Prompt. Copy exactly the lines from the start of the material through the line with "flex min-h-screen flex-col". Pictures stay out of the copy.

Information provided.
####

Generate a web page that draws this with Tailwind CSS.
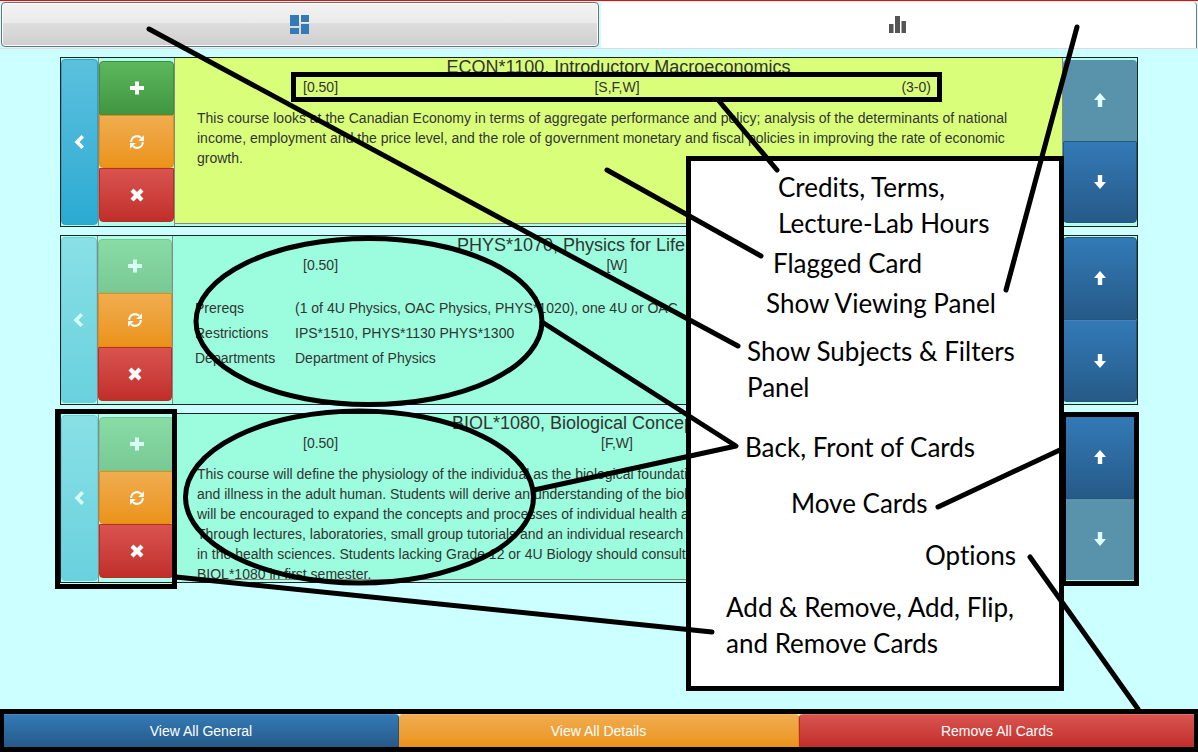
<!DOCTYPE html>
<html lang="en">
<head>
<meta charset="utf-8">
<title>Course Cards</title>
<script src="https://cdn.jsdelivr.net/npm/@tailwindcss/browser@4"></script>
</head>
<body class="relative flex min-h-screen flex-col bg-[#ccffff] font-['Liberation_Sans',Arial,sans-serif] text-sm leading-5 text-[#333333]">

<svg class="hidden" aria-hidden="true">
  <symbol id="plus" viewBox="0 0 14 14"><path fill="currentColor" d="M5 .500h4V5h5v4H9v4.500H5V9H0V5h5z"/></symbol>
  <symbol id="remove" viewBox="0 0 14 14"><path fill="currentColor" d="M3.500 .500 7 4 10.500 .500 13.500 3.500 10 7l3.500 3.500-3 3L7 10l-3.500 3.500-3-3L4 7 .500 3.500z"/></symbol>
  <symbol id="refresh" viewBox="0 0 14 14"><path fill="none" stroke="currentColor" stroke-width="2" d="M1.200 7A5.800 5.800 0 0 1 11 2.800M12.800 7A5.800 5.800 0 0 1 3 11.200"/><path fill="currentColor" d="M14 .200V6H8.200zM0 13.800V8h5.800z"/></symbol>
  <symbol id="chevron" viewBox="0 0 14 14"><path fill="currentColor" d="M8.500 0 11 2.500 6.500 7l4.500 4.500L8.500 14l-7-7z"/></symbol>
  <symbol id="up" viewBox="0 0 14 14"><path fill="currentColor" d="M7 0l6 7H9.200v7H4.800V7H1z"/></symbol>
  <symbol id="down" viewBox="0 0 14 14"><path fill="currentColor" d="M7 14l6-7H9.200V0H4.800v7H1z"/></symbol>
</svg>

<header class="border-t border-t-[#ff0000]">
  <nav class="flex h-12 gap-0.5 border-b border-[#dddddd] pt-px px-px">
    <button type="button" aria-label="Show subjects and filters" class="flex h-[45px] flex-1 items-center justify-center rounded-sm border border-[#707070] bg-[linear-gradient(#f2f2f2,#ebebeb_46%,#dddddd_47%,#cfcfcf)] shadow-[inset_0_0_0_1px_#fbfbfb]">
      <svg class="size-5 text-[#337ab7]" viewBox="0 0 20 20" fill="currentColor"><path d="M0 0h9v11H0zM11 0h8v7h-8zM0 13h9v6H0zM11 9h8v10h-8z"/></svg>
    </button>
    <button type="button" aria-label="Show viewing panel" class="flex flex-1 items-center justify-center rounded-t-sm border-r border-[#777777] bg-white">
      <svg class="size-5 text-[#555555]" viewBox="0 0 20 20" fill="currentColor"><path d="M1 9h4.500v9H1zM7 1h5v17H7zM13.500 6h4.500v12h-4.500z"/></svg>
    </button>
  </nav>
</header>

<main class="mx-[60px] flex flex-1 flex-col gap-2 pt-2">

  <article class="flex h-[170px] border border-[#222222] bg-[#b0ffe8]">
    <div class="flex w-[38px] border-r border-[#888888] pt-px pb-px">
      <button type="button" aria-label="Add and remove" class="flex flex-1 items-center justify-center rounded border border-[#28a4c9] bg-linear-to-b from-[#5bc0de] to-[#2aabd2] text-white"><svg class="size-3.5"><use href="#chevron"/></svg></button>
    </div>
    <div class="flex w-[76px] flex-col border-r border-[#888888] pt-[3px] pb-1">
      <button type="button" aria-label="Add" class="flex flex-1 items-center justify-center rounded-t border border-[#3e8f3e] bg-linear-to-b from-[#5cb85c] to-[#419641] text-white"><svg class="size-3.5"><use href="#plus"/></svg></button>
      <button type="button" aria-label="Flip" class="flex flex-1 items-center justify-center rounded-b border border-[#e38d13] bg-linear-to-b from-[#f0ad4e] to-[#eb9316] text-white"><svg class="size-3.5"><use href="#refresh"/></svg></button>
      <button type="button" aria-label="Remove" class="flex flex-1 items-center justify-center rounded-b border border-[#b92c28] bg-linear-to-b from-[#d9534f] to-[#c12e2a] text-white"><svg class="size-3.5"><use href="#remove"/></svg></button>
    </div>
    <section class="mb-0.5 min-w-0 flex-1 overflow-hidden border-r border-b border-[#888888] bg-[#d9ff7a] px-[22px]">
      <h2 class="h-[19px] text-center text-lg leading-[19px]">ECON*1100, Introductory Macroeconomics</h2>
      <div class="mr-[109px] ml-[106px] grid grid-cols-3"><span>[0.50]</span><span class="text-center">[S,F,W]</span><span class="text-right">(3-0)</span></div>
      <p class="mt-[11px]">This course looks at the Canadian Economy in terms of aggregate performance and policy; analysis of the determinants of national income, employment and the price level, and the role of government monetary and fiscal policies in improving the rate of economic growth.</p>
    </section>
    <div class="flex w-[74px] flex-col pt-0.5 pb-[3px]">
      <button type="button" disabled aria-label="Move up" class="flex flex-1 items-center justify-center rounded-t bg-[#5992ab] text-[#e0fff8]"><svg class="size-3.5"><use href="#up"/></svg></button>
      <button type="button" aria-label="Move down" class="flex flex-1 items-center justify-center rounded-b border border-[#245580] bg-linear-to-b from-[#337ab7] to-[#265a88] text-white"><svg class="size-3.5"><use href="#down"/></svg></button>
    </div>
  </article>

  <article class="flex h-[170px] border border-[#222222] bg-[#b0ffe8]">
    <div class="flex w-[37px] border-r border-[#888888] pt-px pb-px">
      <button type="button" disabled aria-label="Add and remove" class="flex flex-1 items-center justify-center rounded border border-[#6cd0dc] bg-linear-to-b from-[#88e0e5] to-[#69d1de] text-[#d8fff6]"><svg class="size-3.5"><use href="#chevron"/></svg></button>
    </div>
    <div class="flex w-[75px] flex-col border-r border-[#888888] pt-[3px] pb-[3px]">
      <button type="button" disabled aria-label="Add" class="flex flex-1 items-center justify-center rounded-t border border-[#76c394] bg-linear-to-b from-[#8adca5] to-[#78c995] text-[#d8fff6]"><svg class="size-3.5"><use href="#plus"/></svg></button>
      <button type="button" aria-label="Flip" class="flex flex-1 items-center justify-center border border-[#e38d13] bg-linear-to-b from-[#f0ad4e] to-[#eb9316] text-white"><svg class="size-3.5"><use href="#refresh"/></svg></button>
      <button type="button" aria-label="Remove" class="flex flex-1 items-center justify-center rounded-b border border-[#b92c28] bg-linear-to-b from-[#d9534f] to-[#c12e2a] text-white"><svg class="size-3.5"><use href="#remove"/></svg></button>
    </div>
    <section class="min-w-0 flex-1 overflow-hidden border-r border-[#888888] bg-[#9bfddd] px-[22px]">
      <h2 class="h-[19px] text-center text-lg leading-[19px]">PHYS*1070, Physics for Life Sciences II</h2>
      <div class="mr-[109px] ml-[108px] grid grid-cols-3"><span>[0.50]</span><span class="text-center">[W]</span></div>
      <table class="mt-5 w-full table-fixed text-left">
        <tbody>
          <tr class="h-[25px]"><th scope="row" class="w-[100px] p-0 font-normal">Prereqs</th><td class="overflow-hidden p-0 whitespace-nowrap">(1 of 4U Physics, OAC Physics, PHYS*1020), one 4U or OAC</td></tr>
          <tr class="h-[25px]"><th scope="row" class="p-0 font-normal">Restrictions</th><td class="p-0">IPS*1510, PHYS*1130 PHYS*1300</td></tr>
          <tr class="h-[25px]"><th scope="row" class="p-0 font-normal">Departments</th><td class="p-0">Department of Physics</td></tr>
        </tbody>
      </table>
    </section>
    <div class="flex w-[74px] flex-col pt-px pb-0.5">
      <button type="button" aria-label="Move up" class="flex flex-1 items-center justify-center rounded-t border border-[#245580] bg-linear-to-b from-[#337ab7] to-[#265a88] text-white"><svg class="size-3.5"><use href="#up"/></svg></button>
      <button type="button" aria-label="Move down" class="flex flex-1 items-center justify-center rounded-b border border-[#245580] border-t-[#4a80b5] bg-linear-to-b from-[#337ab7] to-[#265a88] text-white"><svg class="size-3.5"><use href="#down"/></svg></button>
    </div>
  </article>

  <article class="flex h-[170px] border border-[#222222] bg-[#b0ffe8]">
    <div class="flex w-[38px] border-r border-[#888888] pt-px pb-px">
      <button type="button" disabled aria-label="Add and remove" class="flex flex-1 items-center justify-center rounded border border-[#6cd0dc] bg-linear-to-b from-[#88e0e5] to-[#69d1de] text-[#d8fff6]"><svg class="size-3.5"><use href="#chevron"/></svg></button>
    </div>
    <div class="flex w-[76px] flex-col border-r border-[#888888] pt-[3px] pb-1">
      <button type="button" disabled aria-label="Add" class="flex flex-1 items-center justify-center rounded-t border border-[#76c394] bg-linear-to-b from-[#8adca5] to-[#78c995] text-[#d8fff6]"><svg class="size-3.5"><use href="#plus"/></svg></button>
      <button type="button" aria-label="Flip" class="flex flex-1 items-center justify-center rounded-b border border-[#e38d13] bg-linear-to-b from-[#f0ad4e] to-[#eb9316] text-white"><svg class="size-3.5"><use href="#refresh"/></svg></button>
      <button type="button" aria-label="Remove" class="flex flex-1 items-center justify-center rounded-b border border-[#b92c28] bg-linear-to-b from-[#d9534f] to-[#c12e2a] text-white"><svg class="size-3.5"><use href="#remove"/></svg></button>
    </div>
    <section class="mb-0.5 min-w-0 flex-1 overflow-hidden border-r border-b border-[#888888] bg-[#9bfddd] px-[22px]">
      <h2 class="h-[19px] text-center text-lg leading-[19px]">BIOL*1080, Biological Concepts of Health</h2>
      <div class="mr-[109px] ml-[106px] grid grid-cols-3"><span>[0.50]</span><span class="text-center">[F,W]</span></div>
      <p class="mt-[11px] whitespace-nowrap">This course will define the physiology of the individual as the biological foundation<br>and illness in the adult human. Students will derive an understanding of the biology<br>will be encouraged to expand the concepts and processes of individual health and<br>Through lectures, laboratories, small group tutorials and an individual research<br>in the health sciences. Students lacking Grade 12 or 4U Biology should consult<br>BIOL*1080 in first semester.</p>
    </section>
    <div class="flex w-[74px] flex-col pt-px pb-0.5">
      <button type="button" aria-label="Move up" class="flex flex-1 items-center justify-center rounded-t border border-[#245580] bg-linear-to-b from-[#337ab7] to-[#265a88] text-white"><svg class="size-3.5"><use href="#up"/></svg></button>
      <button type="button" disabled aria-label="Move down" class="flex flex-1 items-center justify-center rounded-b bg-[#5992ab] text-[#e0fff8]"><svg class="size-3.5"><use href="#down"/></svg></button>
    </div>
  </article>
</main>

<footer class="flex h-[43px] border-x-4 border-y-5 border-black text-white">
  <button type="button" class="flex-79 rounded-tr border-t border-r border-t-[#4a86bd] border-r-[#245580] bg-linear-to-b from-[#337ab7] to-[#265a88]">View All General</button>
  <button type="button" class="flex-80 rounded-t border-t border-r border-t-[#f2b866] border-r-[#e38d13] bg-linear-to-b from-[#f0ad4e] to-[#eb9316]">View All Details</button>
  <button type="button" class="flex-79 rounded-tl border-t border-l border-t-[#e06f6b] border-l-[#b92c28] bg-linear-to-b from-[#d9534f] to-[#c12e2a]">Remove All Cards</button>
</footer>

<!-- Annotation layer: outlines, legend, then pointer lines -->
<svg class="pointer-events-none absolute top-0 left-0 h-[752px] w-[1198px]" viewBox="0 0 1198 752" fill="none" stroke="#000" stroke-width="5" aria-hidden="true">
  <rect x="293.500" y="74.500" width="646" height="25"/>
  <rect x="57.500" y="411.500" width="117" height="175"/>
  <rect x="1063.500" y="414.500" width="73" height="169"/>
  <ellipse cx="369" cy="321.500" rx="173" ry="83"/>
  <ellipse cx="359.500" cy="497" rx="174" ry="86"/>
</svg>
<aside class="absolute top-[156px] left-[686px] h-[535px] w-[378px] border-5 border-black bg-white pt-2 font-['Lato',sans-serif] text-[26px] leading-9 whitespace-nowrap text-black [font-variant-ligatures:none]">
  <p class="pl-[87px]">Credits, Terms,<br>Lecture-Lab Hours</p>
  <p class="mt-1 pl-[82px]">Flagged Card</p>
  <p class="mt-1 pl-[75px]">Show Viewing Panel</p>
  <p class="mt-3 pl-14">Show Subjects &amp; Filters<br>Panel</p>
  <p class="mt-6 pl-[54px]">Back, Front of Cards</p>
  <p class="mt-5 pl-[100px]">Move Cards</p>
  <p class="mt-4 pl-[234px]">Options</p>
  <p class="mt-4 pl-[35px]">Add &amp; Remove, Add, Flip,<br>and Remove Cards</p>
</aside>
<svg class="pointer-events-none absolute top-0 left-0 h-[752px] w-[1198px]" viewBox="0 0 1198 752" fill="none" stroke="#000" stroke-width="5" stroke-linecap="round" stroke-linejoin="round" aria-hidden="true">
  <path d="M149 29 738 346M719 101 777 170M607 170 761 256M1077 27 1006 290M542 322 736 446 534 490M938 507 1062 449M1030 557 1138 709M176 577 712 632"/>
</svg>
</body>
</html>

####

Exercise result.
Generate a web page that draws this with Tailwind CSS.
<!DOCTYPE html>
<html lang="en">
<head>
<meta charset="utf-8">
<title>Course Cards</title>
<script src="https://cdn.jsdelivr.net/npm/@tailwindcss/browser@4"></script>
</head>
<body class="relative flex min-h-screen flex-col bg-[#ccffff] font-['Liberation_Sans',Arial,sans-serif] text-sm leading-5 text-[#333333]">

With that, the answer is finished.